Antoon, jij kon met woorden een hele droomwereld voor ogen brengen. Als je jouw verhalen las, kwam een gans decor weer tot leven. Je vertellingen gaven vorm aan wat in je omging. In een zweem van nostalgie om wat verloren ging en kapot werd gemaakt, spatten de geuren en kleuren uit de tekst. Je fratsen uit de kinderjaren, je dromerig zweven in de zomerse vakantiedagen, je diepe verdriet om wie je ontvallen was, je stil luisteren naar land, veld en vogel. Je vertelde, in de goede Vlaamse traditie, over wat er op en boven de aarde is. Eenvoudig en raak. Jij kon toveren met je pen. Antoon, je bracht letters samen. Je beroep was je eer. Je bleef trots om je plichtsbewust vervullen van je taak. Je genoot er zichtbaar nog steeds van om al die afzonderlijke letters samen te brengen in een groot geheel. Stiptheid. Correctheid. Verantwoordelijkheid. Geen dorre, droeve begrippen, maar je dagelijkse streven. Alles mooi op de plaats. Puntjes op de “i”. Jij kon toveren met letters.
Antoon, taal was voor jou geen gebruiksvoorwerp, taal behoorde tot de rijkste schat die de voorvaderen hadden doorgegeven. Je lette erop een zorgvuldig verzorgde taal te spreken, zonder je diepe wortels in de Brabants-Buggenhoutse leem te vergeten. Het dialect fascineerde je. De taal bewoog je. Je zocht woorden, je bracht ze samen en je speelde met klank. Je poëzie, ofschoon je dit dure woord niet op je kleine hersenspinsels zou toepassen, bracht een klankgenot met daarachter die diepe betekenissen: eerbied voor het leven, eerbied voor de taal, eerbied voor de traditie. Jij kon toveren met taal.

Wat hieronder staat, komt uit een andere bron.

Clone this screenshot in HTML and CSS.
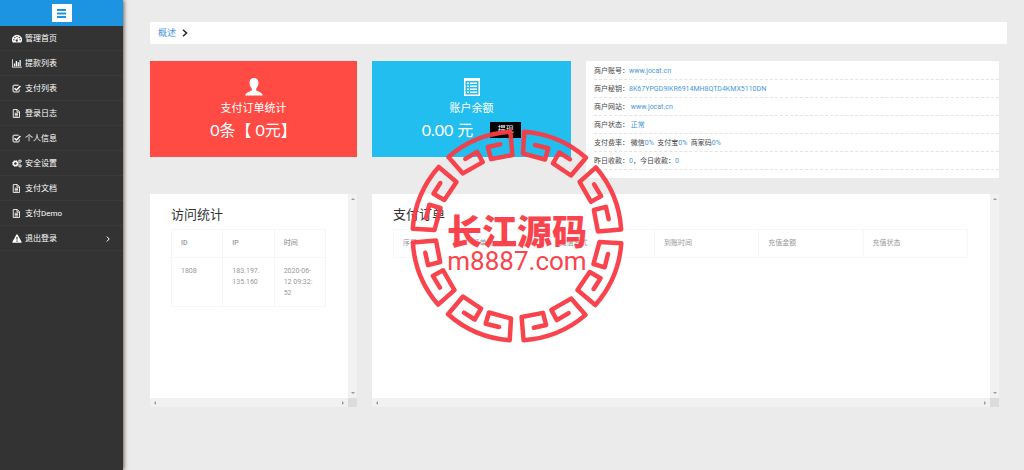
FILE: index.html
```html
<!DOCTYPE html>
<html lang="zh-CN">
<head>
<meta charset="utf-8">
<title>管理首页</title>
<link rel="stylesheet" href="styles.css">
</head>
<body>
<svg class="defs" aria-hidden="true">
  <symbol id="i-dash" viewBox="0 0 16 14"><path fill-rule="evenodd" d="M8 1a8 8 0 0 0-6.700 12.400h13.400A8 8 0 0 0 8 1zM3 7.800a1.100 1.100 0 1 1 0 2.200 1.100 1.100 0 0 1 0-2.200zM4.600 4.200a1.100 1.100 0 1 1 0 2.200 1.100 1.100 0 0 1 0-2.200zM8 2.700a1.100 1.100 0 1 1 0 2.200 1.100 1.100 0 0 1 0-2.200zM11.800 4.200a1.100 1.100 0 1 1 0 2.200 1.100 1.100 0 0 1 0-2.200zM13 7.800a1.100 1.100 0 1 1 0 2.200 1.100 1.100 0 0 1 0-2.200zM9.200 5.500l-.7 3.500a1.700 1.700 0 1 1-1.100-.3z"/></symbol>
  <symbol id="i-chart" viewBox="0 0 16 14"><path d="M0 0h1.200v12.300H16v1.200H0zM3 7h2v4.300H3zM6 3h2v8.300H6zM9 5h2v6.300H9zM12 1.500h2v9.800h-2z"/></symbol>
  <symbol id="i-check" viewBox="0 0 16 14"><path d="M11.500 8.500v2.700a1.300 1.300 0 0 1-1.300 1.300H3a1.300 1.300 0 0 1-1.300-1.300V3A1.300 1.300 0 0 1 3 1.700h7.500" fill="none" stroke="currentColor" stroke-width="1.600"/><path d="M4 6.500l3 3 6.500-6.500" fill="none" stroke="currentColor" stroke-width="2.400"/></symbol>
  <symbol id="i-file" viewBox="0 0 16 14"><path d="M2 .7h6.500L12 4.200v9.100H2zM8 .7v4h4M4.300 6.500h5.400M4.300 8.700h5.400M4.300 10.900h5.400" fill="none" stroke="currentColor" stroke-width="1.400"/></symbol>
  <symbol id="i-cogs" viewBox="0 0 16 14"><g fill="none" stroke="currentColor"><circle cx="5.500" cy="7" r="3.200" stroke-width="2.400"/><circle cx="5.500" cy="7" r="4.800" stroke-width="1.400" stroke-dasharray="1.900 1.870"/><circle cx="12.700" cy="3.400" r="1.700" stroke-width="1.400"/><circle cx="12.700" cy="3.400" r="2.700" stroke-width="1" stroke-dasharray="1.200 1.620"/><circle cx="12.700" cy="10.700" r="1.700" stroke-width="1.400"/><circle cx="12.700" cy="10.700" r="2.700" stroke-width="1" stroke-dasharray="1.200 1.620"/></g></symbol>
  <symbol id="i-warn" viewBox="0 0 16 14"><path fill-rule="evenodd" d="M7.100.6a1 1 0 0 1 1.800 0l6.400 11.700a1 1 0 0 1-.9 1.500H1.600a1 1 0 0 1-.9-1.500zM7 4.500l.3 4.500h1.400L9 4.500zM7 10.100v1.900h2v-1.900z"/></symbol>
</svg>
<div class="app">
  <aside class="sidebar">
    <div class="brand"><button class="toggle" type="button" aria-label="菜单"><svg viewBox="0 0 9 9"><path d="M0 0h9v2H0zM0 3.500h9v2H0zM0 7h9v2H0z"/></svg></button></div>
    <nav class="menu">
      <a href="#"><svg><use href="#i-dash"/></svg>管理首页</a>
      <a href="#"><svg><use href="#i-chart"/></svg>提款列表</a>
      <a href="#"><svg><use href="#i-check"/></svg>支付列表</a>
      <a href="#"><svg><use href="#i-file"/></svg>登录日志</a>
      <a href="#"><svg><use href="#i-check"/></svg>个人信息</a>
      <a href="#"><svg><use href="#i-cogs"/></svg>安全设置</a>
      <a href="#"><svg><use href="#i-file"/></svg>支付文档</a>
      <a href="#"><svg><use href="#i-file"/></svg>支付Demo</a>
      <a href="#"><svg><use href="#i-warn"/></svg>退出登录<svg class="caret" viewBox="0 0 4 6"><path d="M.8.5 3.200 3 .8 5.500"/></svg></a>
    </nav>
  </aside>
  <main class="main">
    <div class="crumb"><a href="#">概述</a><svg viewBox="0 0 6 8"><path d="M1 .7 4.500 4 1 7.300"/></svg></div>
    <div class="grid">
      <section class="card red">
        <svg class="big" viewBox="0 0 18 18"><path d="M9 0c2.800 0 4.500 1.900 4.500 4.800 0 2.400-1 4.600-2.300 5.700v1.700c.3 1 6.600 2 6.600 5.300H.2c0-3.300 6.300-4.300 6.600-5.300v-1.700C5.500 9.400 4.500 7.200 4.500 4.800 4.500 1.900 6.200 0 9 0z"/></svg>
        <h3>支付订单统计</h3>
        <p>0条【 0元】</p>
      </section>
      <section class="card blue">
        <svg class="big" viewBox="0 0 18 18"><path fill-rule="evenodd" d="M1 0h16v18H1zM2.500 3v13.500h13V3zM4 4.500h2V6H4zM7 4.500h7V6H7zM4 7.500h2V9H4zM7 7.500h7V9H7zM4 10.500h2V12H4zM7 10.500h7V12H7zM4 13.500h2V15H4zM7 13.500h7V15H7z"/></svg>
        <h3>账户余额</h3>
        <p>0.00 元<button type="button">提现</button></p>
      </section>
      <section class="info">
        <div>商户账号：<a href="#">www.jocat.cn</a></div>
        <div>商户秘钥：<a href="#">8K67YPGD9IKR6914MH8QTD4KMX5110DN</a></div>
        <div>商户网站：&nbsp;<a href="#">www.jocat.cn</a></div>
        <div>商户状态：&nbsp;<b>正常</b></div>
        <div>支付费率：&nbsp;微信<b>0%</b>&nbsp; 支付宝<b>0%</b>&nbsp; 商家码<b>0%</b></div>
        <div>昨日收款：<b>0</b>，今日收款：<b>0</b></div>
      </section>
      <section class="panel">
        <div class="content">
          <h2>访问统计</h2>
          <table class="visits">
            <thead><tr><th>ID</th><th>IP</th><th>时间</th></tr></thead>
            <tbody><tr><td>1808</td><td>183.197.<br>135.160</td><td>2020-06-<br>12 09:32:<br>52</td></tr></tbody>
          </table>
        </div>
        <div class="vbar"><i class="up"></i><i class="down"></i></div>
        <div class="hbar"><i class="left"></i><i class="right"></i></div>
        <div class="corner"></div>
      </section>
      <section class="panel wide">
        <div class="content">
          <h2>支付订单</h2>
          <table class="orders">
            <colgroup><col class="c1"><col class="c2"><col class="c3"><col class="c4"><col class="c4"><col class="c4"></colgroup>
            <thead><tr><th>序号</th><th>订单号</th><th>充值方式</th><th>到账时间</th><th>充值金额</th><th>充值状态</th></tr></thead>
          </table>
        </div>
        <div class="vbar"><i class="up"></i><i class="down"></i></div>
        <div class="hbar"><i class="left"></i><i class="right"></i></div>
        <div class="corner"></div>
      </section>
    </div>
  </main>
</div>
<div class="stamp">
  <svg viewBox="-108 -108 216 216">
    <path id="seg" d="M18-91 31.300-87.700 28-76.500 6-82.500 7.300-104.300A104.600 104.600 0 0 1 69-78.300L54-60.500 36-72.700 42.300-83.500 53-76.700"/>
    <use href="#seg" transform="rotate(45)"/><use href="#seg" transform="rotate(90)"/><use href="#seg" transform="rotate(135)"/><use href="#seg" transform="rotate(180)"/><use href="#seg" transform="rotate(225)"/><use href="#seg" transform="rotate(270)"/><use href="#seg" transform="rotate(315)"/>
  </svg>
  <div class="words"><strong>长江源码</strong><span>m8887.com</span></div>
</div>
</body>
</html>
```
FILE: styles.css
```css
* { box-sizing: border-box; }
body { margin: 0; background: #ebebeb; color: #444; font: 8px/11px Roboto, "Noto Sans CJK SC", sans-serif; }
a { color: #4a98dc; text-decoration: none; }
h2, h3, p { margin: 0; font-weight: 400; }
.defs { display: none; }
.app { display: flex; min-height: 100vh; }

.sidebar { flex: 0 0 123px; background: #333; box-shadow: 1px 0 4px #6b5a55; }
.brand { display: flex; justify-content: center; align-items: center; height: 26px; background: #1c94e2; }
.toggle { display: grid; place-items: center; width: 20px; height: 18px; padding: 0; border: 0; background: #fff; }
.toggle svg { width: 9px; height: 9px; fill: #1c94e2; }
.menu a { display: flex; align-items: center; height: 25px; padding: 1px 13px 0 12px; border-bottom: 1px solid #3a3a3a; color: #fff; }
.menu svg { width: 10px; height: 9px; margin-right: 3px; fill: currentColor; }
.menu .caret { width: 4px; height: 6px; margin: 0 0 0 auto; fill: none; stroke: #fff; }

.main { flex: 1; padding: 22px 17px 0 27px; }
.crumb { display: flex; align-items: center; gap: 6px; height: 22px; padding: 0 8px; background: #fff; font-size: 9px; }
.crumb svg { width: 6px; height: 8px; fill: none; stroke: #222; stroke-width: 1.500; }
.grid { display: grid; grid-template-columns: 207fr 199fr 413fr; column-gap: 15px; row-gap: 16px; margin: 17px 8px 0 0; align-items: start; }

.card { display: flex; flex-direction: column; align-items: center; height: 96px; padding-top: 17px; color: #fff; }
.red { background: #ff4b44; }
.blue { background: #23bef0; }
.big { width: 18px; height: 18px; fill: #fff; }
.card h3 { margin-top: 5px; font-size: 11px; line-height: 16px; }
.card p { display: flex; align-items: center; margin-top: 1px; font: 16px/24px Lato, "Noto Sans CJK SC", sans-serif; }
.card button { width: 31px; height: 16px; margin-left: 17px; padding: 0; border: 0; background: #000; color: #fff; font: 8px/16px Roboto, "Noto Sans CJK SC", sans-serif; }

.info { padding: 1px 0 8px 8px; background: #fff; font-size: 7px; }
.info div { height: 18px; padding-top: 1px; line-height: 17px; border-bottom: 1px dashed #e4e4e4; }
.info b { color: #4a98dc; font-weight: 400; }

.panel { display: grid; grid-template: 1fr 9px / 1fr 9px; height: 213px; background: #fff; }
.wide { grid-column: span 2; }
.content { padding: 12px 22px 0 21px; overflow: hidden; }
.content h2 { font-size: 13px; line-height: 18px; color: #333; }
table { width: 100%; margin-top: 5px; border-collapse: collapse; table-layout: fixed; color: #999; }
th, td { padding: 8px 0 7px 9px; border: 1px solid #f6f6f6; text-align: left; vertical-align: top; font-size: 7px; }
th { height: 28px; font-weight: 400; }
.visits th { font-weight: 500; }
.c1 { width: 12%; }
.c2 { width: 15%; }
.c3 { width: 18%; }
.c4 { width: 18%; }
.vbar, .hbar { display: flex; justify-content: space-between; align-items: center; background: #f1f1f1; }
.vbar { flex-direction: column; padding: 4px 0; }
.hbar { padding: 0 4px; }
.corner { background: #dcdcdc; }
.vbar i, .hbar i { border: 2px solid transparent; }
.vbar .up { border-top-width: 0; border-bottom-color: #999; }
.vbar .down { border-bottom-width: 0; border-top-color: #999; }
.hbar .left { border-left-width: 0; border-right-color: #999; }
.hbar .right { border-right-width: 0; border-left-color: #999; }

.stamp { position: absolute; left: 409px; top: 128px; width: 216px; height: 216px; display: grid; place-items: center; color: #fa3b44; pointer-events: none; opacity: .95; }
.stamp > * { grid-area: 1 / 1; }
.stamp svg { width: 216px; height: 216px; fill: none; stroke: #fa3b44; stroke-width: 4.500; stroke-linejoin: round; stroke-linecap: round; }
.words { display: flex; flex-direction: column; align-items: center; padding-top: 14px; }
.words strong { font: 900 35px/36px "Noto Sans CJK SC", sans-serif; }
.words span { font: 400 26px/26px Roboto, sans-serif; }
```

Antoon, achter al je werken, achter al je creëren, achter al je betrachtingen bleef er één constante, en dat heb je ook in je beroep geleerd: de mens is maar een lettertje in het geheel. Wat is zo eenvoudig op aarde, dat wij, mensen, het ten volle kunnen doorgronden? Wat is zo onbeduidend, dat er niets méér achter zit? Een akker of een kerk, een zonoverspoelde dag of een mistige winteravond, in alles zag je de hand die alles gemaakt heeft. Je zag hoe velen niet zien: verder en beter. Je zag naar boven. Je kon toveren met je ogen. Antoon, je leefde in diepste verbondenheid met de bodem die je “thuis” noemde, met je voorvaderen, in bewondering voor wat zij verwezenlijkten. Je keek rond en zag de wegwijzers naar het verleden. Alleen diep respect voor wat ons overgeleverd werd, kan bijdragen tot een begrip van heden en een hernieuwd besef naar morgen toe. Samen dragen, samen leven, samen brengen. Het volk is daar waar je hart is. Onverstoorbaar kabbelt het voort, met jou erin. En als bijzonderste plaats was er je familie. Je toverde het liefst voor hen.
Nu, als de handen die kleur brachten, de mond die verhalen bracht, de vingers die tekst brachten, de ogen die zoveel zagen, zijn verstomd en roerloos geworden, zouden we van je nog zoveel willen vragen: kleur, vorm, klank, maar we beseffen …
niemand kan toveren …
Je bent daar , daar waar het goed is, daar waar zij ook is, je Karlientje.